>>>>

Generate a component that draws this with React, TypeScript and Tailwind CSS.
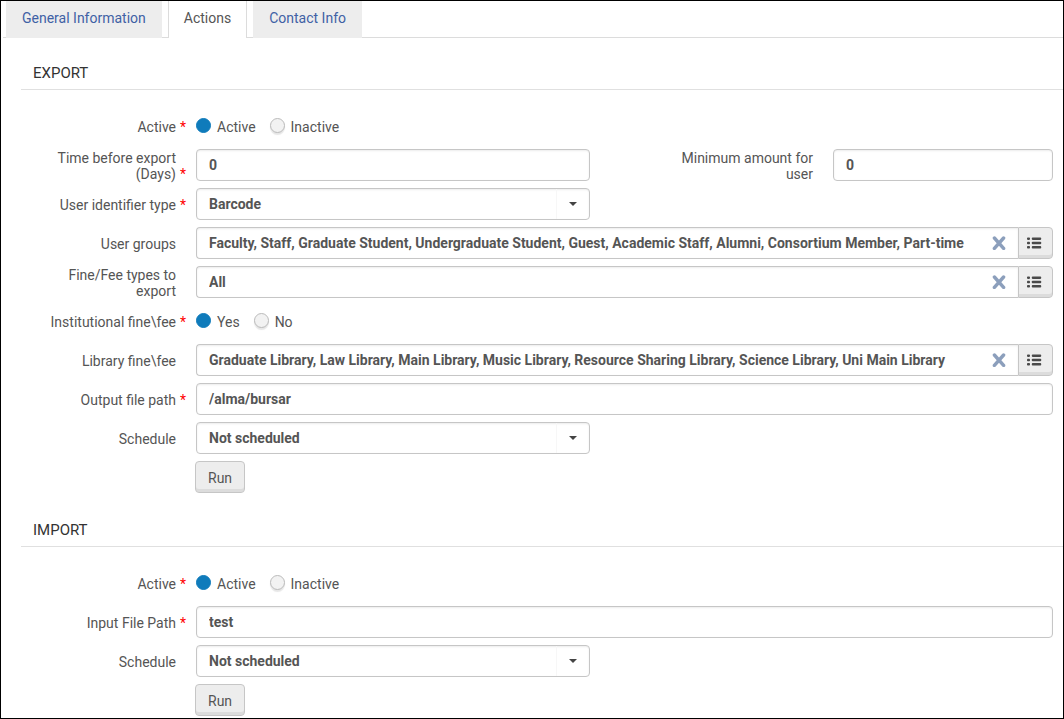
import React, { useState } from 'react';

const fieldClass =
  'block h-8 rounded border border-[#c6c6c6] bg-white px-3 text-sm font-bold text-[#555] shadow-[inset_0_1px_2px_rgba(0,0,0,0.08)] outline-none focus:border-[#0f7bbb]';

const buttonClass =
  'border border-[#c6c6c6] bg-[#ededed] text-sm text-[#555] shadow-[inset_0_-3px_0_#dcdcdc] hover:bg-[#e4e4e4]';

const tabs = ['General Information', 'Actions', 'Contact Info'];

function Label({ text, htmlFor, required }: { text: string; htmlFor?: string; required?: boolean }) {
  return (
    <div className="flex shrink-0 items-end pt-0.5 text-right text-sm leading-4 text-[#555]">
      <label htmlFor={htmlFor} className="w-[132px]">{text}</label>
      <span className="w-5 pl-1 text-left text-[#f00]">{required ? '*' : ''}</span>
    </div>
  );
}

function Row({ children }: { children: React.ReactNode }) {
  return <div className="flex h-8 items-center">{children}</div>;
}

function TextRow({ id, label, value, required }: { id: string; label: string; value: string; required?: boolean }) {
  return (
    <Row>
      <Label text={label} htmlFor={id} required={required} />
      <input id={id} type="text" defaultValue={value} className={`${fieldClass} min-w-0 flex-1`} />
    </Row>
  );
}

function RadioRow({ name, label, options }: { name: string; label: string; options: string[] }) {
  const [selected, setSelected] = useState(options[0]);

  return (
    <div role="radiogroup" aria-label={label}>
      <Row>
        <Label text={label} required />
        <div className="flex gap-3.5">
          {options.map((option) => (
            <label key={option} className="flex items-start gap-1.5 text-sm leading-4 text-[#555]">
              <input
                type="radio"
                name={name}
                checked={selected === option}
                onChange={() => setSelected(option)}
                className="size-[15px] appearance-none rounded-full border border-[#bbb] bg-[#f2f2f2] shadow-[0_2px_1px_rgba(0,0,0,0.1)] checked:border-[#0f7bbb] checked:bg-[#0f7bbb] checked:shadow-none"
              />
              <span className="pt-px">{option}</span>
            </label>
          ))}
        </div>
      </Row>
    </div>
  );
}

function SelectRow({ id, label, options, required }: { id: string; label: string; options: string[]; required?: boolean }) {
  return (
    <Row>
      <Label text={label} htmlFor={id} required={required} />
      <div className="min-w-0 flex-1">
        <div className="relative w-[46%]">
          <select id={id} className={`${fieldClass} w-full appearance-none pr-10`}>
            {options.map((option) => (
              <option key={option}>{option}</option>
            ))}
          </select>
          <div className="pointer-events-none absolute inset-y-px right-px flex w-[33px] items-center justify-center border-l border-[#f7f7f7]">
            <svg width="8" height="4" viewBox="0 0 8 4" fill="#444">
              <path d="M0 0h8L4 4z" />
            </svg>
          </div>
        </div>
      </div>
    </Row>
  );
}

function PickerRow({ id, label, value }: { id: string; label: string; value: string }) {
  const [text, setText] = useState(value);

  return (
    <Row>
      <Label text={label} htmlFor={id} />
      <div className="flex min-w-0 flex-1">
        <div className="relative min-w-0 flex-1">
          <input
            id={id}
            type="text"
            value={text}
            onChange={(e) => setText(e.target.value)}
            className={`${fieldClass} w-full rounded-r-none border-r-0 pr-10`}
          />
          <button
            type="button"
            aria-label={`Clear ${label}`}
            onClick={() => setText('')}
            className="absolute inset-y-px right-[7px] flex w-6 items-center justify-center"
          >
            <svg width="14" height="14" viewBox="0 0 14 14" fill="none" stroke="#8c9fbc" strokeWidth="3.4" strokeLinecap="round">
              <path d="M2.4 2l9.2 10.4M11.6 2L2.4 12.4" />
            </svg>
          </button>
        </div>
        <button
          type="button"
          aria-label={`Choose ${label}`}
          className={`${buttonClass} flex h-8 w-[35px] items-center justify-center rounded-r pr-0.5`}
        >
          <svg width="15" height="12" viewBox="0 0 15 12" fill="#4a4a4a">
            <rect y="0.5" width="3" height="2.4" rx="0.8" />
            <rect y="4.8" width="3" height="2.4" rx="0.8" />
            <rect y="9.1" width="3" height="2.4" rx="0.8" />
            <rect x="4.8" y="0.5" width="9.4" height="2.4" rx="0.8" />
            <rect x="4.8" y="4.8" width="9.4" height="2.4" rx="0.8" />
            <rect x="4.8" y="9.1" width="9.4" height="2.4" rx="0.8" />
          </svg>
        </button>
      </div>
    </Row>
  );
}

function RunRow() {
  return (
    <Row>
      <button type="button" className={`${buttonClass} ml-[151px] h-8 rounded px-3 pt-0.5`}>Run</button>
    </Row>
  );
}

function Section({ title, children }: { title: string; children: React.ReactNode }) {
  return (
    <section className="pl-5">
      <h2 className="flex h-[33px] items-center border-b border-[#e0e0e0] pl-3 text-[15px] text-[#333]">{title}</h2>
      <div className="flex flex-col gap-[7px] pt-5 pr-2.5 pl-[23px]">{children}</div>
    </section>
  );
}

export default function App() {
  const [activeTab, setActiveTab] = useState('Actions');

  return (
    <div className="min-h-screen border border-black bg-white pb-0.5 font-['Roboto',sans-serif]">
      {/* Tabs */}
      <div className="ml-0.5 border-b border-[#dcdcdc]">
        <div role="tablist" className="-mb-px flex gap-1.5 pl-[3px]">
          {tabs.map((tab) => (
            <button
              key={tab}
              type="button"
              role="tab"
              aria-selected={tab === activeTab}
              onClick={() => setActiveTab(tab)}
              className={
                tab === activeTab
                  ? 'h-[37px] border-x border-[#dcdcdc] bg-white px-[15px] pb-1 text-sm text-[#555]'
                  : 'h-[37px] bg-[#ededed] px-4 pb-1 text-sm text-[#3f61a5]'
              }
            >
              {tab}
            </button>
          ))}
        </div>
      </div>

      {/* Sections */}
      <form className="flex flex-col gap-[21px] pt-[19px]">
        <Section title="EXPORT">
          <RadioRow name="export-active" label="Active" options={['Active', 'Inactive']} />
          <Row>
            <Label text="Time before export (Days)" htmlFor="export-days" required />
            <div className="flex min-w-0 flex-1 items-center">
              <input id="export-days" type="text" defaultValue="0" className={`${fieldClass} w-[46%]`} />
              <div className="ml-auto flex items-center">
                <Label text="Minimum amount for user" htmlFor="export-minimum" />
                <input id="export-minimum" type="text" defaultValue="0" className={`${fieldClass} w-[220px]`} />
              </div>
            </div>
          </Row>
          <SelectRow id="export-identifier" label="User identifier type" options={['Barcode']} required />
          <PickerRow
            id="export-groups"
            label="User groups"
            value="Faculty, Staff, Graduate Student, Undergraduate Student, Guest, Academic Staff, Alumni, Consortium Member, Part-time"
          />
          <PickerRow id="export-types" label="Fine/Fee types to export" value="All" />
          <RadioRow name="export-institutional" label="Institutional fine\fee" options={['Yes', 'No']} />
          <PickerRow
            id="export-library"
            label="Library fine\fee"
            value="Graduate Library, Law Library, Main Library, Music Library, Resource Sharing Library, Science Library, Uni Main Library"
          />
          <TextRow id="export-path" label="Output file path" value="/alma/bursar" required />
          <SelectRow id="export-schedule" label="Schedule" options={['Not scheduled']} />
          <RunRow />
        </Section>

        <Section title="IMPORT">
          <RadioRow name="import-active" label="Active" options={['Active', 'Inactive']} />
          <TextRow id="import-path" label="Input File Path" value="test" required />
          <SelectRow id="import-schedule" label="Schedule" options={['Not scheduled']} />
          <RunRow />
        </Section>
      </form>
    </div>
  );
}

<<<<

--- Aim of the exercise ---
Pictures are to be left out; repeat all the remaining data exactly.

--- Task answer ---
Generate a component that draws this with React, TypeScript and Tailwind CSS.
import React, { useState } from 'react';

const fieldClass =
  'block h-8 rounded border border-[#c6c6c6] bg-white px-3 text-sm font-bold text-[#555] shadow-[inset_0_1px_2px_rgba(0,0,0,0.08)] outline-none focus:border-[#0f7bbb]';

const buttonClass =
  'border border-[#c6c6c6] bg-[#ededed] text-sm text-[#555] shadow-[inset_0_-3px_0_#dcdcdc] hover:bg-[#e4e4e4]';

const tabs = ['General Information', 'Actions', 'Contact Info'];

function Label({ text, htmlFor, required }: { text: string; htmlFor?: string; required?: boolean }) {
  return (
    <div className="flex shrink-0 items-end pt-0.5 text-right text-sm leading-4 text-[#555]">
      <label htmlFor={htmlFor} className="w-[132px]">{text}</label>
      <span className="w-5 pl-1 text-left text-[#f00]">{required ? '*' : ''}</span>
    </div>
  );
}

function Row({ children }: { children: React.ReactNode }) {
  return <div className="flex h-8 items-center">{children}</div>;
}

function TextRow({ id, label, value, required }: { id: string; label: string; value: string; required?: boolean }) {
  return (
    <Row>
      <Label text={label} htmlFor={id} required={required} />
      <input id={id} type="text" defaultValue={value} className={`${fieldClass} min-w-0 flex-1`} />
    </Row>
  );
}

function RadioRow({ name, label, options }: { name: string; label: string; options: string[] }) {
  const [selected, setSelected] = useState(options[0]);

  return (
    <div role="radiogroup" aria-label={label}>
      <Row>
        <Label text={label} required />
        <div className="flex gap-3.5">
          {options.map((option) => (
            <label key={option} className="flex items-start gap-1.5 text-sm leading-4 text-[#555]">
              <input
                type="radio"
                name={name}
                checked={selected === option}
                onChange={() => setSelected(option)}
                className="size-[15px] appearance-none rounded-full border border-[#bbb] bg-[#f2f2f2] shadow-[0_2px_1px_rgba(0,0,0,0.1)] checked:border-[#0f7bbb] checked:bg-[#0f7bbb] checked:shadow-none"
              />
              <span className="pt-px">{option}</span>
            </label>
          ))}
        </div>
      </Row>
    </div>
  );
}

function SelectRow({ id, label, options, required }: { id: string; label: string; options: string[]; required?: boolean }) {
  return (
    <Row>
      <Label text={label} htmlFor={id} required={required} />
      <div className="min-w-0 flex-1">
        <div className="relative w-[46%]">
          <select id={id} className={`${fieldClass} w-full appearance-none pr-10`}>
            {options.map((option) => (
              <option key={option}>{option}</option>
            ))}
          </select>
          <div className="pointer-events-none absolute inset-y-px right-px flex w-[33px] items-center justify-center border-l border-[#f7f7f7]">
            <svg width="8" height="4" viewBox="0 0 8 4" fill="#444">
              <path d="M0 0h8L4 4z" />
            </svg>
          </div>
        </div>
      </div>
    </Row>
  );
}

function PickerRow({ id, label, value }: { id: string; label: string; value: string }) {
  const [text, setText] = useState(value);

  return (
    <Row>
      <Label text={label} htmlFor={id} />
      <div className="flex min-w-0 flex-1">
        <div className="relative min-w-0 flex-1">
          <input
            id={id}
            type="text"
            value={text}
            onChange={(e) => setText(e.target.value)}
            className={`${fieldClass} w-full rounded-r-none border-r-0 pr-10`}
          />
          <button
            type="button"
            aria-label={`Clear ${label}`}
            onClick={() => setText('')}
            className="absolute inset-y-px right-[7px] flex w-6 items-center justify-center"
          >
            <svg width="14" height="14" viewBox="0 0 14 14" fill="none" stroke="#8c9fbc" strokeWidth="3.4" strokeLinecap="round">
              <path d="M2.4 2l9.2 10.4M11.6 2L2.4 12.4" />
            </svg>
          </button>
        </div>
        <button
          type="button"
          aria-label={`Choose ${label}`}
          className={`${buttonClass} flex h-8 w-[35px] items-center justify-center rounded-r pr-0.5`}
        >
          <svg width="15" height="12" viewBox="0 0 15 12" fill="#4a4a4a">
            <rect y="0.5" width="3" height="2.4" rx="0.8" />
            <rect y="4.8" width="3" height="2.4" rx="0.8" />
            <rect y="9.1" width="3" height="2.4" rx="0.8" />
            <rect x="4.8" y="0.5" width="9.4" height="2.4" rx="0.8" />
            <rect x="4.8" y="4.8" width="9.4" height="2.4" rx="0.8" />
            <rect x="4.8" y="9.1" width="9.4" height="2.4" rx="0.8" />
          </svg>
        </button>
      </div>
    </Row>
  );
}

function RunRow() {
  return (
    <Row>
      <button type="button" className={`${buttonClass} ml-[151px] h-8 rounded px-3 pt-0.5`}>Run</button>
    </Row>
  );
}

function Section({ title, children }: { title: string; children: React.ReactNode }) {
  return (
    <section className="pl-5">
      <h2 className="flex h-[33px] items-center border-b border-[#e0e0e0] pl-3 text-[15px] text-[#333]">{title}</h2>
      <div className="flex flex-col gap-[7px] pt-5 pr-2.5 pl-[23px]">{children}</div>
    </section>
  );
}

export default function App() {
  const [activeTab, setActiveTab] = useState('Actions');

  return (
    <div className="min-h-screen border border-black bg-white pb-0.5 font-['Roboto',sans-serif]">
      {/* Tabs */}
      <div className="ml-0.5 border-b border-[#dcdcdc]">
        <div role="tablist" className="-mb-px flex gap-1.5 pl-[3px]">
          {tabs.map((tab) => (
            <button
              key={tab}
              type="button"
              role="tab"
              aria-selected={tab === activeTab}
              onClick={() => setActiveTab(tab)}
              className={
                tab === activeTab
                  ? 'h-[37px] border-x border-[#dcdcdc] bg-white px-[15px] pb-1 text-sm text-[#555]'
                  : 'h-[37px] bg-[#ededed] px-4 pb-1 text-sm text-[#3f61a5]'
              }
            >
              {tab}
            </button>
          ))}
        </div>
      </div>

      {/* Sections */}
      <form className="flex flex-col gap-[21px] pt-[19px]">
        <Section title="EXPORT">
          <RadioRow name="export-active" label="Active" options={['Active', 'Inactive']} />
          <Row>
            <Label text="Time before export (Days)" htmlFor="export-days" required />
            <div className="flex min-w-0 flex-1 items-center">
              <input id="export-days" type="text" defaultValue="0" className={`${fieldClass} w-[46%]`} />
              <div className="ml-auto flex items-center">
                <Label text="Minimum amount for user" htmlFor="export-minimum" />
                <input id="export-minimum" type="text" defaultValue="0" className={`${fieldClass} w-[220px]`} />
              </div>
            </div>
          </Row>
          <SelectRow id="export-identifier" label="User identifier type" options={['Barcode']} required />
          <PickerRow
            id="export-groups"
            label="User groups"
            value="Faculty, Staff, Graduate Student, Undergraduate Student, Guest, Academic Staff, Alumni, Consortium Member, Part-time"
          />
          <PickerRow id="export-types" label="Fine/Fee types to export" value="All" />
          <RadioRow name="export-institutional" label="Institutional fine\fee" options={['Yes', 'No']} />
          <PickerRow
            id="export-library"
            label="Library fine\fee"
            value="Graduate Library, Law Library, Main Library, Music Library, Resource Sharing Library, Science Library, Uni Main Library"
          />
          <TextRow id="export-path" label="Output file path" value="/alma/bursar" required />
          <SelectRow id="export-schedule" label="Schedule" options={['Not scheduled']} />
          <RunRow />
        </Section>

        <Section title="IMPORT">
          <RadioRow name="import-active" label="Active" options={['Active', 'Inactive']} />
          <TextRow id="import-path" label="Input File Path" value="test" required />
          <SelectRow id="import-schedule" label="Schedule" options={['Not scheduled']} />
          <RunRow />
        </Section>
      </form>
    </div>
  );
}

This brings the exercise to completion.